What made it worse was Arbeloa’s team selection. He left out key players like Jude Bellingham, Aurelien Tchouameni, Kylian Mbappe, Thibaut Courtois, and Rodrygo entirely from the squad, choosing instead to lean on players he knew from coaching Castilla. The gamble backfired spectacularly. After the match, Arbeloa took full responsibility, but the damage was done.
What Makes or Breaks a Real Madrid Debut
Looking at all these debuts, patterns emerge. Preparation time matters enormously. Ancelotti had full preseasons to implement his ideas. Zidane had just five days but benefited from instant player respect. Arbeloa had less than two days and made questionable decisions that turned a difficult situation into a complete disaster.
Even managers who had poor debuts can recover. Del Bosque drew his first match and then lost twice in a row, but went on to win the Champions League that season.
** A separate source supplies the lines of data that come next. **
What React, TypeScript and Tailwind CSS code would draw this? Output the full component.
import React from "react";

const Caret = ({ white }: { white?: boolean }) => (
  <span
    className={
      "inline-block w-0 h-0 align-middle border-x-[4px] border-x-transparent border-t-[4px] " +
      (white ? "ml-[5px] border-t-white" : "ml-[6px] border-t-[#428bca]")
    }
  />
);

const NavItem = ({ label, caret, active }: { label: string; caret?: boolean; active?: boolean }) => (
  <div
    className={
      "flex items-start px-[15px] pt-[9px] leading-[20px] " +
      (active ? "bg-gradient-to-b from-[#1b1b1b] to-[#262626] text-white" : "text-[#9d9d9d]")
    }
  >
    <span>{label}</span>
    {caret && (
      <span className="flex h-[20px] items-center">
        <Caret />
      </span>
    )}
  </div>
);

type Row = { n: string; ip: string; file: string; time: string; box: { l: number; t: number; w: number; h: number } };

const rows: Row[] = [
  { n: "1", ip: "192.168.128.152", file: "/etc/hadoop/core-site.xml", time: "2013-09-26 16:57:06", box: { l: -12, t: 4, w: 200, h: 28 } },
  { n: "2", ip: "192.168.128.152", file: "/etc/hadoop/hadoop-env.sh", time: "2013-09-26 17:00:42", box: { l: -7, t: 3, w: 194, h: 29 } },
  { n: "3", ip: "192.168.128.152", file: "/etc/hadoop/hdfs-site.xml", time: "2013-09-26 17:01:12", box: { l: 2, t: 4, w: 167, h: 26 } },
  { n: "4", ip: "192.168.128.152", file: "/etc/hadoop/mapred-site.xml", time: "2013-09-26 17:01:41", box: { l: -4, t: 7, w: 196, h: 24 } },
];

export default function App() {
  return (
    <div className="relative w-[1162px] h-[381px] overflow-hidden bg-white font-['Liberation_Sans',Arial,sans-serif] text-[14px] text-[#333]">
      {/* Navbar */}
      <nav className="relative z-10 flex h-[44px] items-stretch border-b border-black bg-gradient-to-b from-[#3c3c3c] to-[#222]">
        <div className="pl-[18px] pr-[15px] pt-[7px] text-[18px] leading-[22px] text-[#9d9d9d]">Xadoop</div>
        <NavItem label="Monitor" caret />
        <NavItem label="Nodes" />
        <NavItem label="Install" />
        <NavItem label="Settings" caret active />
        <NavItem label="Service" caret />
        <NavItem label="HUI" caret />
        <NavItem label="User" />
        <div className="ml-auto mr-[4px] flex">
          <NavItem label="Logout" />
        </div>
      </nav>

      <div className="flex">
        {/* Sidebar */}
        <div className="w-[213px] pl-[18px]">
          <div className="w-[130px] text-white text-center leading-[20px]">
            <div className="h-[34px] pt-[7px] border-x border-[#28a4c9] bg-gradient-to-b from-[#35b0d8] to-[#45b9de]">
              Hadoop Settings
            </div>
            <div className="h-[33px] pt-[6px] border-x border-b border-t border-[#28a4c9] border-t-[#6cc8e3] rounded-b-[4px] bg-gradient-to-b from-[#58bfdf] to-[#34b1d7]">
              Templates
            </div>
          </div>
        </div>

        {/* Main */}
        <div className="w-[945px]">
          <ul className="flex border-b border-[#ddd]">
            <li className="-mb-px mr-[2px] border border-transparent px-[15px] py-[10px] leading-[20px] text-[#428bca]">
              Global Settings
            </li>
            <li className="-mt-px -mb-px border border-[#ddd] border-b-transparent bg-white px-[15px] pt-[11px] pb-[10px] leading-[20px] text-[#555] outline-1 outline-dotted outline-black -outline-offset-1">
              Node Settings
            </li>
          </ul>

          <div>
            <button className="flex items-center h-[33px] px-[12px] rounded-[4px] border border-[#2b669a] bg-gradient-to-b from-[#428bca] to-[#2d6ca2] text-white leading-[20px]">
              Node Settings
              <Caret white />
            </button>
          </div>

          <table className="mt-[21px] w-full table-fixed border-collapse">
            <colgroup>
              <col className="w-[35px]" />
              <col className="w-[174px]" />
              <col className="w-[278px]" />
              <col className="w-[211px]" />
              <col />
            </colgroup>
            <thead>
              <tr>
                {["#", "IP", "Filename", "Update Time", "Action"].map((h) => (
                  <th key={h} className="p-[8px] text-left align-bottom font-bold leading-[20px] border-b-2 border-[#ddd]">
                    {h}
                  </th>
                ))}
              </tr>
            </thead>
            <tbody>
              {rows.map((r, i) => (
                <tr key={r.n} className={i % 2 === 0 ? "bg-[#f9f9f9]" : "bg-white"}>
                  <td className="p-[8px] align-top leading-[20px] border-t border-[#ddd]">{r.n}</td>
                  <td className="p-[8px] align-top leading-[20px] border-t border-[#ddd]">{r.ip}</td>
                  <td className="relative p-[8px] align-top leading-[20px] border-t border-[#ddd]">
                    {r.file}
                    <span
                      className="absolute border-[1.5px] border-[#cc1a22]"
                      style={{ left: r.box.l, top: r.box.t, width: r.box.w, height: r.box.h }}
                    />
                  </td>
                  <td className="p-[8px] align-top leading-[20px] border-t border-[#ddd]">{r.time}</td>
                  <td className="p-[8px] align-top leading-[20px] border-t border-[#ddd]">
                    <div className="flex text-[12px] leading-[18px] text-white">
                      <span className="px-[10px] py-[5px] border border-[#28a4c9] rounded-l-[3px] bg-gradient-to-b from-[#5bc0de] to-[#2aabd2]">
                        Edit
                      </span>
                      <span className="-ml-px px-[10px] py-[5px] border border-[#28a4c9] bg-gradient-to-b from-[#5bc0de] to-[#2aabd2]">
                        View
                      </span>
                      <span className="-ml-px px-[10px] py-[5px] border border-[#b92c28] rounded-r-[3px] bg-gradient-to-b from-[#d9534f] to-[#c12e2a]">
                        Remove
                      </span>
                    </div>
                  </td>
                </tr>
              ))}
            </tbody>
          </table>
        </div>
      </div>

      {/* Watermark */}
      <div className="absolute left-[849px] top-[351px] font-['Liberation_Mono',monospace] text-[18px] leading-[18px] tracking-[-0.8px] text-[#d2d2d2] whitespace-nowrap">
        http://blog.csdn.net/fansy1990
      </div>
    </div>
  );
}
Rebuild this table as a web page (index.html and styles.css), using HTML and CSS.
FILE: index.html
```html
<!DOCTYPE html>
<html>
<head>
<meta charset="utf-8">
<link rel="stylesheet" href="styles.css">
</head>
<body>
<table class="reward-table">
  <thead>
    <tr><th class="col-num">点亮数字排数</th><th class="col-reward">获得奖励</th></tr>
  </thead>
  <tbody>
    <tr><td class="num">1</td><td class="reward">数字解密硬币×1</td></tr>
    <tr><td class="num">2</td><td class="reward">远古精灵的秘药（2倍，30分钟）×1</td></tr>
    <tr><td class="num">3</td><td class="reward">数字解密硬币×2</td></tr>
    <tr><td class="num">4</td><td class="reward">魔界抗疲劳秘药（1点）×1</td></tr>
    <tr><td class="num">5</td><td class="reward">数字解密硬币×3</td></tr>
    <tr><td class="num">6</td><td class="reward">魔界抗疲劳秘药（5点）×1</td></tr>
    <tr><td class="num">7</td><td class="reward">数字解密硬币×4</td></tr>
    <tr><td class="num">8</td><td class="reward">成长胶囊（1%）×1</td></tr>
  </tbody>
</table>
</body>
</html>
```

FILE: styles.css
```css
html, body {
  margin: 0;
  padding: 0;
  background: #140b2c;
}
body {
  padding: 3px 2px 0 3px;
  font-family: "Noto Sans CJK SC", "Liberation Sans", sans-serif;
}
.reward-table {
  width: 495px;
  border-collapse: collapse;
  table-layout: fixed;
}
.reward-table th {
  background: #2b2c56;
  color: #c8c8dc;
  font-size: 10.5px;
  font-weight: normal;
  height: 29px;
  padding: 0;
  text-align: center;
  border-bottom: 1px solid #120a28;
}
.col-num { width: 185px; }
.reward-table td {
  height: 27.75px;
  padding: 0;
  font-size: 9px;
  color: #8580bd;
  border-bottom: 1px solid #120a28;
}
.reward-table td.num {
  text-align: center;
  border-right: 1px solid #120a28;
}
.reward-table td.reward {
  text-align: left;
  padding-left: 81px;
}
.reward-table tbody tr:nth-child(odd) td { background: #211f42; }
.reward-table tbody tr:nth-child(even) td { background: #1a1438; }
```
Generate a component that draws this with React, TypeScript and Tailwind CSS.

Mourinho drew 0-0 and later suffered a 5-0 humiliation, yet eventually won La Liga with a record points total.
But Arbeloa’s situation is different. Losing to a second-division team in your very first match is the kind of result that haunts a manager forever. Real Madrid fans expect to win every trophy every season. The club has won 15 Champions League titles and numerous La Liga championships. That pressure crushes managers who cannot adapt quickly.
The difference between success and failure at Real Madrid often comes down to fine margins, but sometimes you lose to a team from a lower division and have to live with that forever.